Data section »
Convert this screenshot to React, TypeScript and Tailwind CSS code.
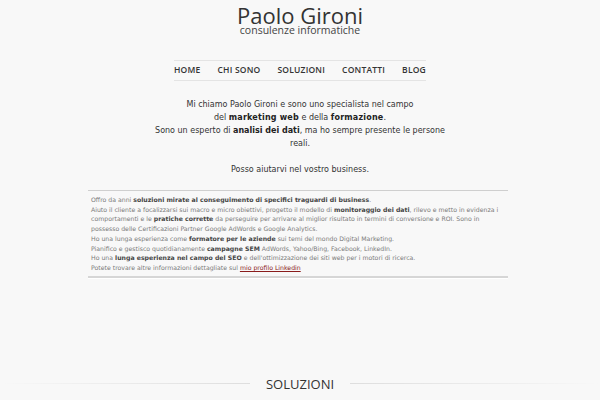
import React from 'react';

const NAV = ['Home', 'Chi sono', 'Soluzioni', 'Contatti', 'Blog'];

export default function App() {
  return (
    <div className="min-h-[400px] w-full overflow-hidden bg-[#f8f8f8] text-[#333]">
      {/* header */}
      <header className="flex flex-col items-center pt-[5px]">
        <h1 className="font-['Open_Sans',sans-serif] text-[22px] leading-[20px] text-[#333]">Paolo Gironi</h1>
        <p className="font-['Open_Sans',sans-serif] text-[10.5px] leading-[10px] text-[#444]">
          consulenze informatiche
        </p>
      </header>

      {/* nav */}
      <nav className="mx-auto mt-[25px] flex h-[21px] w-[252px] items-center justify-between border-y border-[#e4e4e4] font-['Open_Sans',sans-serif] text-[8.5px] font-semibold uppercase tracking-[0.2px] text-[#333]">
        {NAV.map((item) => (
          <a key={item} href="#" className="leading-none">
            {item}
          </a>
        ))}
      </nav>

      {/* intro */}
      <section className="mt-[17px] text-center font-['DejaVu_Sans',sans-serif] text-[8px] leading-[13px] text-[#333]">
        <p>
          Mi chiamo Paolo Gironi e sono uno specialista nel campo
          <br />
          del <b className="text-[#222] tracking-[0.2px]">marketing web</b> e della{' '}
          <b className="text-[#222] tracking-[0.2px]">formazione</b>.
          <br />
          Sono un esperto di <b className="text-[#222]">analisi dei dati</b>, ma ho sempre presente le persone
          <br />
          reali.
        </p>
        <p className="mt-[13px]">Posso aiutarvi nel vostro business.</p>
      </section>

      {/* box */}
      <section className="mx-auto mt-[14px] w-[420px] -translate-x-[2px] border-t border-[#cfcfcf] shadow-[0_1px_0_#fff]">
        <div className="whitespace-nowrap border-b-2 border-[#d6d6d6] px-[3px] pt-[4px] pb-[3px] font-['DejaVu_Sans',sans-serif] text-[6.2px] leading-[9.7px] text-[#7a7a7a]">
          Offro da anni <b className="text-[#444]">soluzioni mirate al conseguimento di specifici traguardi di business</b>.
          <br />
          Aiuto il cliente a focalizzarsi sui macro e micro obiettivi, progetto il modello di{' '}
          <b className="text-[#444]">monitoraggio dei dati</b>, rilevo e metto in evidenza i
          <br />
          comportamenti e le <b className="text-[#444]">pratiche corrette</b> da perseguire per arrivare al miglior risultato in termini di conversione e ROI. Sono in
          <br />
          possesso delle Certificazioni Partner Google AdWords e Google Analytics.
          <br />
          Ho una lunga esperienza come <b className="text-[#444]">formatore per le aziende</b> sui temi del mondo Digital Marketing.
          <br />
          Pianifico e gestisco quotidianamente <b className="text-[#444]">campagne SEM</b> AdWords, Yahoo/Bing, Facebook, LinkedIn.
          <br />
          Ho una <b className="text-[#444]">lunga esperienza nel campo del SEO</b> e dell'ottimizzazione dei siti web per i motori di ricerca.
          <br />
          Potete trovare altre informazioni dettagliate sul{' '}
          <a href="#" className="text-[#8a1c1c] underline">
            mio profilo Linkedin
          </a>
        </div>
      </section>

      {/* section heading */}
      <div className="mt-[97px] flex items-center gap-[16px]">
        <div className="h-px flex-1 bg-gradient-to-r from-transparent to-[#dedede]" />
        <h2 className="font-['Open_Sans',sans-serif] text-[13px] leading-[18px] text-[#333]">SOLUZIONI</h2>
        <div className="h-px flex-1 bg-gradient-to-l from-transparent to-[#dedede]" />
      </div>
    </div>
  );
}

Do this » Write out the data precisely as given, excluding the pictures.

Result »
Convert this screenshot to React, TypeScript and Tailwind CSS code.
import React from 'react';

const NAV = ['Home', 'Chi sono', 'Soluzioni', 'Contatti', 'Blog'];

export default function App() {
  return (
    <div className="min-h-[400px] w-full overflow-hidden bg-[#f8f8f8] text-[#333]">
      {/* header */}
      <header className="flex flex-col items-center pt-[5px]">
        <h1 className="font-['Open_Sans',sans-serif] text-[22px] leading-[20px] text-[#333]">Paolo Gironi</h1>
        <p className="font-['Open_Sans',sans-serif] text-[10.5px] leading-[10px] text-[#444]">
          consulenze informatiche
        </p>
      </header>

      {/* nav */}
      <nav className="mx-auto mt-[25px] flex h-[21px] w-[252px] items-center justify-between border-y border-[#e4e4e4] font-['Open_Sans',sans-serif] text-[8.5px] font-semibold uppercase tracking-[0.2px] text-[#333]">
        {NAV.map((item) => (
          <a key={item} href="#" className="leading-none">
            {item}
          </a>
        ))}
      </nav>

      {/* intro */}
      <section className="mt-[17px] text-center font-['DejaVu_Sans',sans-serif] text-[8px] leading-[13px] text-[#333]">
        <p>
          Mi chiamo Paolo Gironi e sono uno specialista nel campo
          <br />
          del <b className="text-[#222] tracking-[0.2px]">marketing web</b> e della{' '}
          <b className="text-[#222] tracking-[0.2px]">formazione</b>.
          <br />
          Sono un esperto di <b className="text-[#222]">analisi dei dati</b>, ma ho sempre presente le persone
          <br />
          reali.
        </p>
        <p className="mt-[13px]">Posso aiutarvi nel vostro business.</p>
      </section>

      {/* box */}
      <section className="mx-auto mt-[14px] w-[420px] -translate-x-[2px] border-t border-[#cfcfcf] shadow-[0_1px_0_#fff]">
        <div className="whitespace-nowrap border-b-2 border-[#d6d6d6] px-[3px] pt-[4px] pb-[3px] font-['DejaVu_Sans',sans-serif] text-[6.2px] leading-[9.7px] text-[#7a7a7a]">
          Offro da anni <b className="text-[#444]">soluzioni mirate al conseguimento di specifici traguardi di business</b>.
          <br />
          Aiuto il cliente a focalizzarsi sui macro e micro obiettivi, progetto il modello di{' '}
          <b className="text-[#444]">monitoraggio dei dati</b>, rilevo e metto in evidenza i
          <br />
          comportamenti e le <b className="text-[#444]">pratiche corrette</b> da perseguire per arrivare al miglior risultato in termini di conversione e ROI. Sono in
          <br />
          possesso delle Certificazioni Partner Google AdWords e Google Analytics.
          <br />
          Ho una lunga esperienza come <b className="text-[#444]">formatore per le aziende</b> sui temi del mondo Digital Marketing.
          <br />
          Pianifico e gestisco quotidianamente <b className="text-[#444]">campagne SEM</b> AdWords, Yahoo/Bing, Facebook, LinkedIn.
          <br />
          Ho una <b className="text-[#444]">lunga esperienza nel campo del SEO</b> e dell'ottimizzazione dei siti web per i motori di ricerca.
          <br />
          Potete trovare altre informazioni dettagliate sul{' '}
          <a href="#" className="text-[#8a1c1c] underline">
            mio profilo Linkedin
          </a>
        </div>
      </section>

      {/* section heading */}
      <div className="mt-[97px] flex items-center gap-[16px]">
        <div className="h-px flex-1 bg-gradient-to-r from-transparent to-[#dedede]" />
        <h2 className="font-['Open_Sans',sans-serif] text-[13px] leading-[18px] text-[#333]">SOLUZIONI</h2>
        <div className="h-px flex-1 bg-gradient-to-l from-transparent to-[#dedede]" />
      </div>
    </div>
  );
}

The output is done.